= Albert Mahomet =

Signed photo of Albert Mahomet

Albert John Mahomet (29 April 1858 – 6 August 1933) was a British photographer, teacher, and Methodist preacher.

Born to a lascar seaman father from India and English mother, He has been described as possibly the first British Indian photographer. Mahomet left documentation of his life and of the life of the poor in London's East End in his book From Street Arab to Pastor.

== Early life ==
Mahomet was born in Limehouse, East London, and grew up in poverty for much of his childhood. After being abandoned by his father (who had died while on a ship returning to India), his family fell into yet deeper poverty. His mother took to drink and was arrested for brawling in the street. Subsequently, he was placed in the Limehouse Workhouse, but was later sent to Norfolk and then Thursford Union Workhouse. Under the Poor Law, the authorities of the child's mother’s place of origin were responsible for them.

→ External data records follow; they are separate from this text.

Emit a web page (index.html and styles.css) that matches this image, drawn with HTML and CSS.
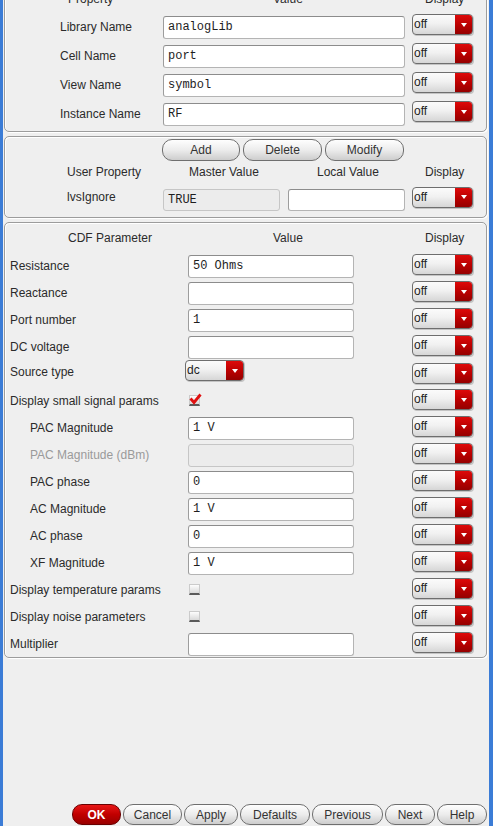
FILE: index.html
```html
<!DOCTYPE html>
<html>
<head>
<meta charset="utf-8">
<title>Edit Object Properties</title>
<link rel="stylesheet" href="styles.css">
</head>
<body>
<div class="window">

  <section class="group g-props">
    <div class="row r29 head">
      <span class="hp1">Property</span><span class="hp2">Value</span><span class="hp3">Display</span>
    </div>
    <div class="row r29"><span class="label">Library Name</span><div class="field f-wide">analogLib</div><div class="cycle up"><span>off</span><i></i></div></div>
    <div class="row r29"><span class="label">Cell Name</span><div class="field f-wide">port</div><div class="cycle up"><span>off</span><i></i></div></div>
    <div class="row r29"><span class="label">View Name</span><div class="field f-wide">symbol</div><div class="cycle up"><span>off</span><i></i></div></div>
    <div class="row r29"><span class="label">Instance Name</span><div class="field f-wide">RF</div><div class="cycle up"><span>off</span><i></i></div></div>
  </section>

  <section class="group g-user">
    <div class="tools">
      <button class="btn b-add">Add</button>
      <button class="btn b-del">Delete</button>
      <button class="btn b-mod">Modify</button>
    </div>
    <div class="urow uhead">
      <span class="hu1">User Property</span><span class="hu2">Master Value</span><span class="hu3">Local Value</span><span class="hu4">Display</span>
    </div>
    <div class="urow udata">
      <span class="label ul">lvsIgnore</span>
      <div class="field f-half off">TRUE</div>
      <div class="field f-half"></div>
      <div class="cycle"><span>off</span><i></i></div>
    </div>
  </section>

  <section class="group g-cdf">
    <div class="crow chead">
      <span class="hc1">CDF Parameter</span><span class="hc2">Value</span><span class="hc3">Display</span>
    </div>
    <div class="crow"><span class="label">Resistance</span><div class="field f-mid">50 Ohms</div><div class="cycle"><span>off</span><i></i></div></div>
    <div class="crow"><span class="label">Reactance</span><div class="field f-mid"></div><div class="cycle"><span>off</span><i></i></div></div>
    <div class="crow"><span class="label">Port number</span><div class="field f-mid">1</div><div class="cycle"><span>off</span><i></i></div></div>
    <div class="crow"><span class="label">DC voltage</span><div class="field f-mid"></div><div class="cycle"><span>off</span><i></i></div></div>
    <div class="crow"><span class="label lift">Source type</span><div class="cycle src"><span>dc</span><i></i></div><div class="cycle"><span>off</span><i></i></div></div>
    <div class="crow"><span class="label">Display small signal params</span><div class="check"><svg width="13" height="12" viewBox="0 0 13 12"><path d="M1.5 5.5 L5 9.5 L11.5 1.5" fill="none" stroke="#e01010" stroke-width="2.8"/></svg></div><div class="cycle"><span>off</span><i></i></div></div>
    <div class="crow"><span class="label sub">PAC Magnitude</span><div class="field f-mid">1 V</div><div class="cycle"><span>off</span><i></i></div></div>
    <div class="crow"><span class="label sub dim">PAC Magnitude (dBm)</span><div class="field f-mid off"></div><div class="cycle"><span>off</span><i></i></div></div>
    <div class="crow"><span class="label sub">PAC phase</span><div class="field f-mid">0</div><div class="cycle"><span>off</span><i></i></div></div>
    <div class="crow"><span class="label sub">AC Magnitude</span><div class="field f-mid">1 V</div><div class="cycle"><span>off</span><i></i></div></div>
    <div class="crow"><span class="label sub">AC phase</span><div class="field f-mid">0</div><div class="cycle"><span>off</span><i></i></div></div>
    <div class="crow"><span class="label sub">XF Magnitude</span><div class="field f-mid">1 V</div><div class="cycle"><span>off</span><i></i></div></div>
    <div class="crow"><span class="label">Display temperature params</span><div class="check"></div><div class="cycle"><span>off</span><i></i></div></div>
    <div class="crow"><span class="label">Display noise parameters</span><div class="check"></div><div class="cycle"><span>off</span><i></i></div></div>
    <div class="crow"><span class="label">Multiplier</span><div class="field f-mid"></div><div class="cycle"><span>off</span><i></i></div></div>
  </section>

  <div class="spacer"></div>

  <div class="actions">
    <button class="btn ok w-ok">OK</button>
    <button class="btn w-cancel">Cancel</button>
    <button class="btn w-apply">Apply</button>
    <button class="btn w-defaults">Defaults</button>
    <button class="btn w-prev">Previous</button>
    <button class="btn w-next">Next</button>
    <button class="btn w-help">Help</button>
  </div>

</div>
</body>
</html>
```

FILE: styles.css
```css
html, body {
  margin: 0;
  padding: 0;
  height: 100%;
  overflow: hidden;
}

body {
  background: #efefef;
  font-family: "Liberation Sans", Arial, sans-serif;
  font-size: 12px;
  color: #2b2b2b;
}

.window {
  height: 826px;
  box-sizing: border-box;
  border-left: 3px solid #3b7cd6;
  border-right: 4px solid #3b7cd6;
  display: flex;
  flex-direction: column;
}

/* etched group boxes */
.group {
  margin: 0 2px 0 1px;
  border: 1px solid #9c9c9c;
  border-radius: 5px;
  box-shadow: inset 1px 1px 0 #ffffff, 1px 1px 0 #ffffff;
}

.g-props {
  margin-top: -21px;
  padding: 3px 0 3px 55px;
}

.g-user {
  margin-top: 4px;
  padding: 2px 0 4px 55px;
}

.g-cdf {
  margin-top: 4px;
  padding: 0 0 0 5px;
}

.label {
  white-space: nowrap;
}

/* property rows */
.row {
  display: grid;
  grid-template-columns: 103px 249px 61px;
  align-items: center;
}

.r29 {
  height: 29px;
}

.head span {
  padding-top: 3px;
}

.hp1 { padding-left: 8px; }
.hp2 { padding-left: 110px; }
.hp3 { padding-left: 13px; }

/* text fields */
.field {
  box-sizing: border-box;
  height: 23px;
  background: #ffffff;
  border: 1px solid #b4b4b4;
  border-top-color: #8c8c8c;
  border-left-color: #9d9d9d;
  border-radius: 3px;
  padding-left: 4px;
  font-family: "Liberation Mono", "Courier New", monospace;
  font-size: 12px;
  line-height: 21px;
  color: #1e1e1e;
  margin-top: 2px;
}

.field.off {
  background: #ececec;
  border-color: #c6c6c6;
}

.f-wide { width: 242px; }
.f-mid { width: 166px; }
.f-half { width: 117px; height: 22px; line-height: 20px; margin-top: 4px; }

/* cyclic (drop-down) fields */
.cycle {
  box-sizing: border-box;
  width: 61px;
  height: 21px;
  display: flex;
  border: 1px solid #6e6e6e;
  border-radius: 4px;
  overflow: hidden;
  background: linear-gradient(#fbfbfb, #f1f1f1 45%, #d6d6d6);
  box-shadow: 1px 1px 0 #c4c4c4;
  margin-bottom: 2px;
}

.cycle.up {
  margin-bottom: 4px;
}

.cycle span {
  flex: 1;
  padding-left: 1px;
  line-height: 19px;
  font-size: 12px;
  color: #222;
}

.cycle i {
  width: 17px;
  display: flex;
  align-items: center;
  justify-content: center;
  background: linear-gradient(#dd0a0a, #b80000 55%, #950000);
}

.cycle i::after {
  content: "";
  border-left: 3px solid transparent;
  border-right: 3px solid transparent;
  border-top: 4px solid #ffffff;
}

.cycle.src {
  width: 59px;
  margin-left: -3px;
  margin-bottom: 7px;
}

/* buttons */
.btn {
  box-sizing: border-box;
  height: 21px;
  padding: 0;
  border: 1px solid #6f6f6f;
  border-radius: 10px;
  background: linear-gradient(#fefefe, #ececec 50%, #cdcdcd);
  font-family: "Liberation Sans", Arial, sans-serif;
  font-size: 12px;
  color: #333;
  display: flex;
  align-items: center;
  justify-content: center;
}

.tools {
  display: flex;
  gap: 3px;
  padding-left: 102px;
}

.tools .btn {
  height: 22px;
}

.b-add { width: 78px; }
.b-del { width: 79px; }
.b-mod { width: 79px; }

/* user property rows */
.urow {
  display: grid;
  grid-template-columns: 103px 125px 124px 61px;
  align-items: center;
}

.uhead {
  height: 22px;
}

.udata {
  height: 30px;
}

.hu1 { padding-left: 7px; }
.hu2 { padding-left: 26px; }
.hu3 { padding-left: 29px; }
.hu4 { padding-left: 13px; }

.ul {
  padding-left: 7px;
  margin-bottom: 2px;
}

/* CDF parameter rows */
.crow {
  display: grid;
  grid-template-columns: 178px 224px 61px;
  align-items: center;
  height: 27px;
}

.chead {
  height: 29px;
}

.hc1 { padding-left: 58px; }
.hc2 { padding-left: 85px; }
.hc3 { padding-left: 13px; }

.sub { padding-left: 20px; }
.dim { color: #9a9a9a; }
.lift { margin-bottom: 4px; }

.check {
  box-sizing: border-box;
  width: 11px;
  height: 11px;
  margin-left: 1px;
  background: linear-gradient(#fdfdfd, #d9d9d9);
  border: 1px solid #cbcbcb;
  border-bottom: 2px solid #5a5a5a;
}

.check svg {
  display: block;
  margin: -3px 0 0 -1px;
  overflow: visible;
}

.spacer {
  flex: 1;
}

/* dialog action buttons */
.actions {
  display: flex;
  justify-content: flex-end;
  gap: 2px;
  margin: 0 2px 1px 0;
}

.btn.ok {
  background: linear-gradient(#e81616, #c00000 50%, #990000);
  border-color: #6a0000;
  color: #ffffff;
  font-weight: bold;
}

.w-ok { width: 49px; }
.w-cancel { width: 59px; }
.w-apply { width: 54px; }
.w-defaults { width: 70px; }
.w-prev { width: 71px; }
.w-next { width: 50px; }
.w-help { width: 50px; }
```
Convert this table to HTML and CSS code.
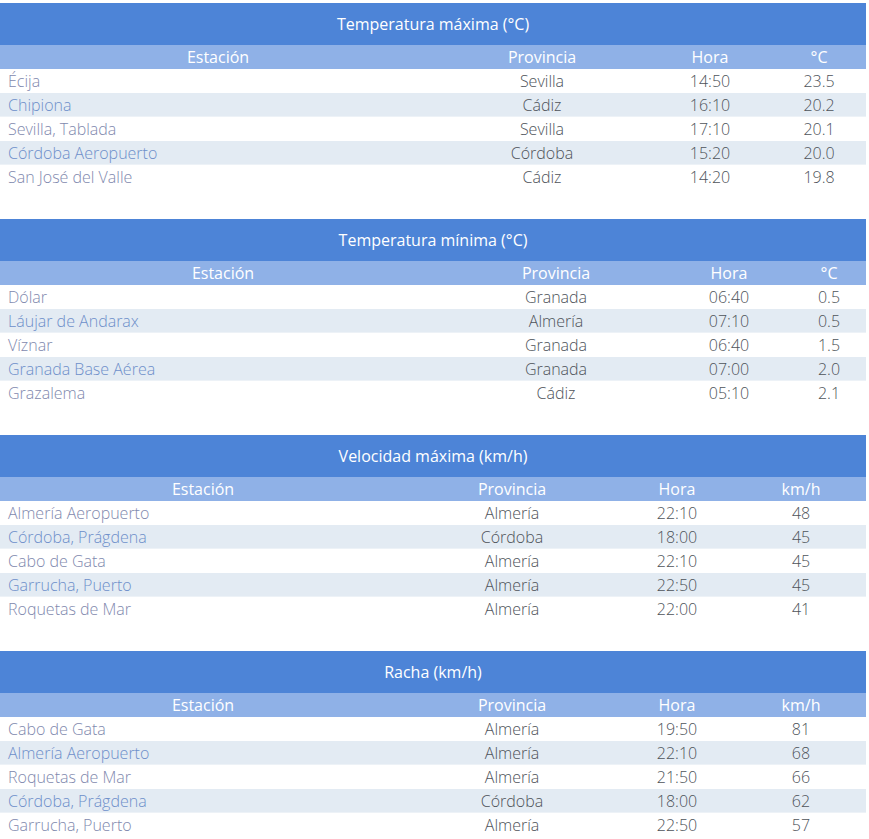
FILE: index.html
```html
<!DOCTYPE html>
<html lang="es">
<head>
<meta charset="utf-8">
<title>Extremos</title>
<link rel="stylesheet" href="styles.css">
</head>
<body>
<div class="page">

<table class="ext t-tmax">
<colgroup><col class="c1"><col class="c2"><col class="c3"><col class="c4"></colgroup>
<thead>
<tr class="title"><th colspan="4">Temperatura máxima (°C)</th></tr>
<tr class="head"><th>Estación</th><th>Provincia</th><th>Hora</th><th>°C</th></tr>
</thead>
<tbody>
<tr><td class="st"><a href="#">Écija</a></td><td>Sevilla</td><td>14:50</td><td>23.5</td></tr>
<tr><td class="st"><a href="#">Chipiona</a></td><td>Cádiz</td><td>16:10</td><td>20.2</td></tr>
<tr><td class="st"><a href="#">Sevilla, Tablada</a></td><td>Sevilla</td><td>17:10</td><td>20.1</td></tr>
<tr><td class="st"><a href="#">Córdoba Aeropuerto</a></td><td>Córdoba</td><td>15:20</td><td>20.0</td></tr>
<tr><td class="st"><a href="#">San José del Valle</a></td><td>Cádiz</td><td>14:20</td><td>19.8</td></tr>
</tbody>
</table>

<table class="ext t-tmin">
<colgroup><col class="c1"><col class="c2"><col class="c3"><col class="c4"></colgroup>
<thead>
<tr class="title"><th colspan="4">Temperatura mínima (°C)</th></tr>
<tr class="head"><th>Estación</th><th>Provincia</th><th>Hora</th><th>°C</th></tr>
</thead>
<tbody>
<tr><td class="st"><a href="#">Dólar</a></td><td>Granada</td><td>06:40</td><td>0.5</td></tr>
<tr><td class="st"><a href="#">Láujar de Andarax</a></td><td>Almería</td><td>07:10</td><td>0.5</td></tr>
<tr><td class="st"><a href="#">Víznar</a></td><td>Granada</td><td>06:40</td><td>1.5</td></tr>
<tr><td class="st"><a href="#">Granada Base Aérea</a></td><td>Granada</td><td>07:00</td><td>2.0</td></tr>
<tr><td class="st"><a href="#">Grazalema</a></td><td>Cádiz</td><td>05:10</td><td>2.1</td></tr>
</tbody>
</table>

<table class="ext t-wind">
<colgroup><col class="c1"><col class="c2"><col class="c3"><col class="c4"></colgroup>
<thead>
<tr class="title"><th colspan="4">Velocidad máxima (km/h)</th></tr>
<tr class="head"><th>Estación</th><th>Provincia</th><th>Hora</th><th>km/h</th></tr>
</thead>
<tbody>
<tr><td class="st"><a href="#">Almería Aeropuerto</a></td><td>Almería</td><td>22:10</td><td>48</td></tr>
<tr><td class="st"><a href="#">Córdoba, Prágdena</a></td><td>Córdoba</td><td>18:00</td><td>45</td></tr>
<tr><td class="st"><a href="#">Cabo de Gata</a></td><td>Almería</td><td>22:10</td><td>45</td></tr>
<tr><td class="st"><a href="#">Garrucha, Puerto</a></td><td>Almería</td><td>22:50</td><td>45</td></tr>
<tr><td class="st"><a href="#">Roquetas de Mar</a></td><td>Almería</td><td>22:00</td><td>41</td></tr>
</tbody>
</table>

<table class="ext t-wind">
<colgroup><col class="c1"><col class="c2"><col class="c3"><col class="c4"></colgroup>
<thead>
<tr class="title"><th colspan="4">Racha (km/h)</th></tr>
<tr class="head"><th>Estación</th><th>Provincia</th><th>Hora</th><th>km/h</th></tr>
</thead>
<tbody>
<tr><td class="st"><a href="#">Cabo de Gata</a></td><td>Almería</td><td>19:50</td><td>81</td></tr>
<tr><td class="st"><a href="#">Almería Aeropuerto</a></td><td>Almería</td><td>22:10</td><td>68</td></tr>
<tr><td class="st"><a href="#">Roquetas de Mar</a></td><td>Almería</td><td>21:50</td><td>66</td></tr>
<tr><td class="st"><a href="#">Córdoba, Prágdena</a></td><td>Córdoba</td><td>18:00</td><td>62</td></tr>
<tr><td class="st"><a href="#">Garrucha, Puerto</a></td><td>Almería</td><td>22:50</td><td>57</td></tr>
</tbody>
</table>

</div>
</body>
</html>
```

FILE: styles.css
```css
html, body {
  margin: 0;
  padding: 0;
  background: #ffffff;
}

body {
  font-family: "Open Sans", "DejaVu Sans", sans-serif;
  color: #555a60;
}

.page {
  width: 866px;
  padding-top: 3px;
  display: flex;
  flex-direction: column;
  gap: 30px;
}

.ext {
  width: 866px;
  border-collapse: collapse;
  border-spacing: 0;
  table-layout: fixed;
}

.ext th,
.ext td {
  padding: 0;
  text-align: center;
  white-space: nowrap;
}

.ext .title th {
  height: 42px;
  background: #4d84d7;
  color: #ffffff;
  font-size: 16px;
  font-weight: 400;
}

.ext .head th {
  height: 24px;
  background: #8fb1e7;
  color: #ffffff;
  font-size: 16px;
  font-weight: 400;
  line-height: 24px;
}

.ext tbody td {
  height: 24px;
  font-size: 16px;
  font-weight: 300;
  line-height: 24px;
  color: #4e535a;
}

.ext tbody tr:nth-child(even) td {
  background-color: #e3ebf3;
  background-image: linear-gradient(to top, #edf2f7 1px, transparent 1px);
}

.ext td.st {
  text-align: left;
  padding-left: 8px;
}

.ext td.st a {
  color: #7f89ae;
  text-decoration: none;
}

.ext tbody tr:nth-child(even) td.st a {
  color: #6e8fca;
}

/* column widths */
.t-tmax .c1 { width: 436px; }
.t-tmax .c2 { width: 212px; }
.t-tmax .c3 { width: 124px; }
.t-tmax .c4 { width: 94px; }

.t-tmin .c1 { width: 446px; }
.t-tmin .c2 { width: 220px; }
.t-tmin .c3 { width: 126px; }
.t-tmin .c4 { width: 74px; }

.t-wind .c1 { width: 406px; }
.t-wind .c2 { width: 212px; }
.t-wind .c3 { width: 118px; }
.t-wind .c4 { width: 130px; }
```
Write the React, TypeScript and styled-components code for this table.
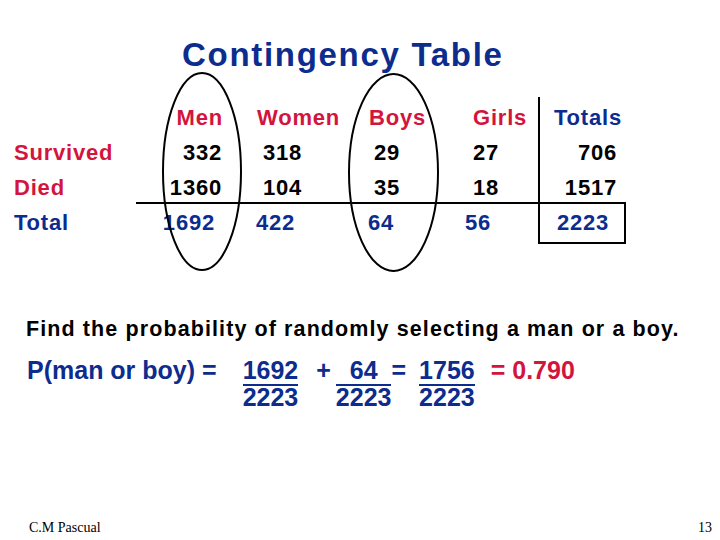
import React from "react";
import styled, { createGlobalStyle } from "styled-components";

const NAVY = "#0c2c8e";
const RED = "#d3143c";

const Global = createGlobalStyle`
  html, body { margin: 0; padding: 0; background: #ffffff; }
  body { width: 720px; height: 540px; overflow: hidden; }
`;

const Slide = styled.div`
  position: relative;
  width: 720px;
  height: 540px;
  display: flex;
  flex-direction: column;
  font-family: "Liberation Sans", Arial, sans-serif;
  font-weight: bold;
  background: #ffffff;
`;

const Title = styled.h1`
  margin: 0;
  padding: 35px 0 0 182px;
  font-size: 33px;
  line-height: 40px;
  letter-spacing: 1.7px;
  color: ${NAVY};
  font-weight: bold;
`;

const Table = styled.div`
  margin-top: 22px;
  display: grid;
  grid-template-columns: 136px 109px 105px 105px 83px 88px;
  grid-template-rows: 38px 35px 32px 42px;
  font-size: 22px;
  letter-spacing: 0.8px;
  white-space: nowrap;
`;

const Row = styled.div<{ $lh: number; $color: string }>`
  display: contents;
  line-height: ${(p) => p.$lh}px;
  color: ${(p) => p.$color};
`;

const Cell = styled.div<{
  $align?: "left" | "right";
  $pl?: number;
  $pr?: number;
  $pt?: number;
  $color?: string;
  $rule?: boolean;
  $side?: boolean;
  $box?: boolean;
}>`
  box-sizing: border-box;
  text-align: ${(p) => p.$align ?? "left"};
  padding-left: ${(p) => p.$pl ?? 0}px;
  padding-right: ${(p) => p.$pr ?? 0}px;
  padding-top: ${(p) => p.$pt ?? 0}px;
  ${(p) => (p.$color ? `color: ${p.$color};` : "")}
  ${(p) => (p.$rule ? "border-top: 2px solid #000;" : "")}
  ${(p) => (p.$side ? "border-left: 2px solid #000;" : "")}
  ${(p) => (p.$box ? "border-right: 2px solid #000; border-bottom: 2px solid #000;" : "")}
`;

const Question = styled.p`
  margin: 72px 0 0 0;
  padding-left: 26px;
  font-size: 21.5px;
  line-height: 26px;
  letter-spacing: 1.1px;
  color: #000000;
  white-space: nowrap;
`;

const Equation = styled.div`
  margin-top: 15px;
  padding-left: 27px;
  display: flex;
  align-items: flex-start;
  font-size: 25px;
  line-height: 27px;
  color: ${NAVY};
  white-space: pre;
`;

const Term = styled.span<{ $ml?: number; $color?: string }>`
  margin-left: ${(p) => p.$ml ?? 0}px;
  ${(p) => (p.$color ? `color: ${p.$color};` : "")}
`;

const Fraction = styled.span<{ $ml?: number }>`
  display: inline-flex;
  flex-direction: column;
  align-items: stretch;
  margin-left: ${(p) => p.$ml ?? 0}px;
`;

const Numerator = styled.span`
  display: block;
  text-align: center;
  border-bottom: 2px solid ${NAVY};
`;

const Denominator = styled.span`
  display: block;
  text-align: center;
  line-height: 22px;
`;

const Footer = styled.div`
  margin-top: auto;
  padding: 0 8px 4px 29px;
  display: flex;
  justify-content: space-between;
  font-family: "Liberation Serif", "Times New Roman", serif;
  font-weight: normal;
  font-size: 14px;
  line-height: 16px;
  color: #000000;
`;

const Overlay = styled.svg`
  position: absolute;
  left: 0;
  top: 0;
  pointer-events: none;
`;

const Frac = ({ num, den, ml }: { num: string; den: string; ml: number }) => (
  <Fraction $ml={ml}>
    <Numerator>{num}</Numerator>
    <Denominator>{den}</Denominator>
  </Fraction>
);

export default function App() {
  return (
    <>
      <Global />
      <Slide>
        <Title>Contingency Table</Title>
        <Table>
          <Row $lh={34} $color={RED}>
            <Cell $pt={4} />
            <Cell $pt={4} $align="right" $pr={22}>Men</Cell>
            <Cell $pt={4} $pl={12}>Women</Cell>
            <Cell $pt={4} $pl={19}>Boys</Cell>
            <Cell $pt={4} $pl={18}>Girls</Cell>
            <Cell $pt={4} $pl={14} $side $color={NAVY}>Totals</Cell>
          </Row>
          <Row $lh={35} $color="#000">
            <Cell $pl={14} $color={RED}>Survived</Cell>
            <Cell $align="right" $pr={23}>332</Cell>
            <Cell $pl={18}>318</Cell>
            <Cell $pl={24}>29</Cell>
            <Cell $pl={18}>27</Cell>
            <Cell $align="right" $pr={9} $side>706</Cell>
          </Row>
          <Row $lh={35} $color="#000">
            <Cell $pl={14} $color={RED}>Died</Cell>
            <Cell $align="right" $pr={23}>1360</Cell>
            <Cell $pl={18}>104</Cell>
            <Cell $pl={24}>35</Cell>
            <Cell $pl={18}>18</Cell>
            <Cell $align="right" $pr={9} $side>1517</Cell>
          </Row>
          <Row $lh={38} $color={NAVY}>
            <Cell $pl={14} $pt={2}>Total</Cell>
            <Cell $align="right" $pr={30} $rule>1692</Cell>
            <Cell $pl={11} $rule>422</Cell>
            <Cell $pl={18} $rule>64</Cell>
            <Cell $pl={10} $rule>56</Cell>
            <Cell $pl={17} $rule $side $box>2223</Cell>
          </Row>
        </Table>
        <Question>Find the probability of randomly selecting a man or a boy.</Question>
        <Equation>
          <Term>P(man or boy) =</Term>
          <Frac ml={26} num="1692" den="2223" />
          <Term $ml={18}>+</Term>
          <Frac ml={5} num="64" den="2223" />
          <Term $ml={0}>=</Term>
          <Frac ml={13} num="1756" den="2223" />
          <Term $ml={16} $color={RED}>= 0.790</Term>
        </Equation>
        <Footer>
          <span>C.M Pascual</span>
          <span>13</span>
        </Footer>
        <Overlay width={720} height={540} viewBox="0 0 720 540">
          <ellipse cx={202} cy={171.5} rx={39} ry={98.5} fill="none" stroke="#000" strokeWidth={2} />
          <ellipse cx={393.5} cy={172.5} rx={44.5} ry={98.5} fill="none" stroke="#000" strokeWidth={2} />
        </Overlay>
      </Slide>
    </>
  );
}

Mahomet was eventually saved from the workhouse by his uncle, William Jenkerson, and taken to live in Wells. In Wells he worked first as a domestic servant then for a doctor who later dismissed him for trading in the surgery. He then worked for a farmer called Samuel Gooch. Gooch was Superintendent of the Wesleyan Sunday school. It may be that Gooch’s influence contributed to the changing course of Albert’s life in the following years.

== Becoming a pastor and photography work ==
As a young man, Mahomet moved to Lincoln, where he worked for a blacksmith, as well as a Methodist Sunday school teacher, a lay preacher and a temperance campaigner. He went on to tour the country as a preacher, and it was during this period that he met a fellow-evangelist Christian, Paulina Gill, whom he married in December 1881.

In around 1890, Mahomet returned to Norfolk and spent about three years acting as pastor to the Yarmouth fishing community. In 1893 he and his wife, Paulina, moved back to Wells, where he continued to preach, but where he became interested in photography. He opened a studio in Wells on Freeman Street and possibly several other places. His output included both portraits and local scenes. His memoir was written in the early part of his time in Wells, but he did not write of his photography work.

In later life, Mahomet moved to Leeds where he opened another studio in 1906.